Provided data:
%%
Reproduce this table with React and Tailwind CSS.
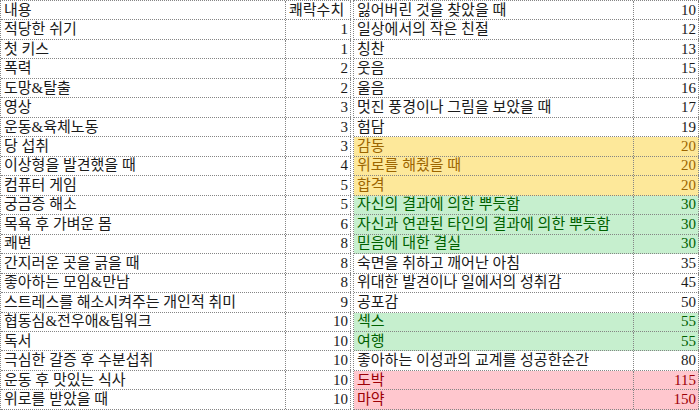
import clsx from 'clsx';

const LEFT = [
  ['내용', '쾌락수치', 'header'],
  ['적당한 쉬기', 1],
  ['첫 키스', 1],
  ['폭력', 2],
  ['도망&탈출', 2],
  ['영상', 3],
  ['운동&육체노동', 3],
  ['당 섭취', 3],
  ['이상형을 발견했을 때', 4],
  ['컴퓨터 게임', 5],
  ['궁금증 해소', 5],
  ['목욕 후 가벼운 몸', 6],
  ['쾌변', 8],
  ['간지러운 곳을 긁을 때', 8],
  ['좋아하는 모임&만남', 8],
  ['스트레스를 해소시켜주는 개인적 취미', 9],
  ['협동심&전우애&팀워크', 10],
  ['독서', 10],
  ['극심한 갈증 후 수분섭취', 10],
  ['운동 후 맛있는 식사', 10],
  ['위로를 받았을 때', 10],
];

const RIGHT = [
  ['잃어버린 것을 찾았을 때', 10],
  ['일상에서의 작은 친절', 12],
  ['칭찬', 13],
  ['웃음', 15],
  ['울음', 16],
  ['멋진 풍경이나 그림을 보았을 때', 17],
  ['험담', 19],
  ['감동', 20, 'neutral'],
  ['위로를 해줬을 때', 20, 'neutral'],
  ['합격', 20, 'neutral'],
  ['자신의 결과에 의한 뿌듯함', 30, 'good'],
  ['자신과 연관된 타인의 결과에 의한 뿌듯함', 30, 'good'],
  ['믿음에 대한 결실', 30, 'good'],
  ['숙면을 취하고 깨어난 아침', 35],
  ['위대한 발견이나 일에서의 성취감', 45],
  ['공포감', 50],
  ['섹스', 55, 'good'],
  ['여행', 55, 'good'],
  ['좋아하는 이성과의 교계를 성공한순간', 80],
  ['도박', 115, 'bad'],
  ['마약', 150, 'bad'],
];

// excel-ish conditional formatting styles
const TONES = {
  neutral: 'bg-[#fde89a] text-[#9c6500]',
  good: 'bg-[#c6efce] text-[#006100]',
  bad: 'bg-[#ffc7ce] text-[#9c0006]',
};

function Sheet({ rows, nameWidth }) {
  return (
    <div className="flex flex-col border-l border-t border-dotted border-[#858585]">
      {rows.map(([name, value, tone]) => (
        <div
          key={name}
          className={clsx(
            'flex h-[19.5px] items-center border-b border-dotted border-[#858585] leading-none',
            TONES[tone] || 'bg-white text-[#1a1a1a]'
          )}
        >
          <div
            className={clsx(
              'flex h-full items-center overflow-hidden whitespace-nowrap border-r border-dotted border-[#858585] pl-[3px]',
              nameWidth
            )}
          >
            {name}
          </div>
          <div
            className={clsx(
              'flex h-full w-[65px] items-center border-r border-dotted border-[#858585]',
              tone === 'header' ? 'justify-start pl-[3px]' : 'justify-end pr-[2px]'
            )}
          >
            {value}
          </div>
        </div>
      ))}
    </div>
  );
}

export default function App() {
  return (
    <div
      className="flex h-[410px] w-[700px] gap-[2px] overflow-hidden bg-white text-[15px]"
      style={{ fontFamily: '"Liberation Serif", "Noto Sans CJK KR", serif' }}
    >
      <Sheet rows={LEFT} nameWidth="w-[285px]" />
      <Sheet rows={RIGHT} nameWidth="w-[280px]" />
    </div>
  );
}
%%
Problem to work on: Each line of the material must be retyped exactly, except that images are omitted.

Expected answer:
Reproduce this table with React and Tailwind CSS.
import clsx from 'clsx';

const LEFT = [
  ['내용', '쾌락수치', 'header'],
  ['적당한 쉬기', 1],
  ['첫 키스', 1],
  ['폭력', 2],
  ['도망&탈출', 2],
  ['영상', 3],
  ['운동&육체노동', 3],
  ['당 섭취', 3],
  ['이상형을 발견했을 때', 4],
  ['컴퓨터 게임', 5],
  ['궁금증 해소', 5],
  ['목욕 후 가벼운 몸', 6],
  ['쾌변', 8],
  ['간지러운 곳을 긁을 때', 8],
  ['좋아하는 모임&만남', 8],
  ['스트레스를 해소시켜주는 개인적 취미', 9],
  ['협동심&전우애&팀워크', 10],
  ['독서', 10],
  ['극심한 갈증 후 수분섭취', 10],
  ['운동 후 맛있는 식사', 10],
  ['위로를 받았을 때', 10],
];

const RIGHT = [
  ['잃어버린 것을 찾았을 때', 10],
  ['일상에서의 작은 친절', 12],
  ['칭찬', 13],
  ['웃음', 15],
  ['울음', 16],
  ['멋진 풍경이나 그림을 보았을 때', 17],
  ['험담', 19],
  ['감동', 20, 'neutral'],
  ['위로를 해줬을 때', 20, 'neutral'],
  ['합격', 20, 'neutral'],
  ['자신의 결과에 의한 뿌듯함', 30, 'good'],
  ['자신과 연관된 타인의 결과에 의한 뿌듯함', 30, 'good'],
  ['믿음에 대한 결실', 30, 'good'],
  ['숙면을 취하고 깨어난 아침', 35],
  ['위대한 발견이나 일에서의 성취감', 45],
  ['공포감', 50],
  ['섹스', 55, 'good'],
  ['여행', 55, 'good'],
  ['좋아하는 이성과의 교계를 성공한순간', 80],
  ['도박', 115, 'bad'],
  ['마약', 150, 'bad'],
];

// excel-ish conditional formatting styles
const TONES = {
  neutral: 'bg-[#fde89a] text-[#9c6500]',
  good: 'bg-[#c6efce] text-[#006100]',
  bad: 'bg-[#ffc7ce] text-[#9c0006]',
};

function Sheet({ rows, nameWidth }) {
  return (
    <div className="flex flex-col border-l border-t border-dotted border-[#858585]">
      {rows.map(([name, value, tone]) => (
        <div
          key={name}
          className={clsx(
            'flex h-[19.5px] items-center border-b border-dotted border-[#858585] leading-none',
            TONES[tone] || 'bg-white text-[#1a1a1a]'
          )}
        >
          <div
            className={clsx(
              'flex h-full items-center overflow-hidden whitespace-nowrap border-r border-dotted border-[#858585] pl-[3px]',
              nameWidth
            )}
          >
            {name}
          </div>
          <div
            className={clsx(
              'flex h-full w-[65px] items-center border-r border-dotted border-[#858585]',
              tone === 'header' ? 'justify-start pl-[3px]' : 'justify-end pr-[2px]'
            )}
          >
            {value}
          </div>
        </div>
      ))}
    </div>
  );
}

export default function App() {
  return (
    <div
      className="flex h-[410px] w-[700px] gap-[2px] overflow-hidden bg-white text-[15px]"
      style={{ fontFamily: '"Liberation Serif", "Noto Sans CJK KR", serif' }}
    >
      <Sheet rows={LEFT} nameWidth="w-[285px]" />
      <Sheet rows={RIGHT} nameWidth="w-[280px]" />
    </div>
  );
}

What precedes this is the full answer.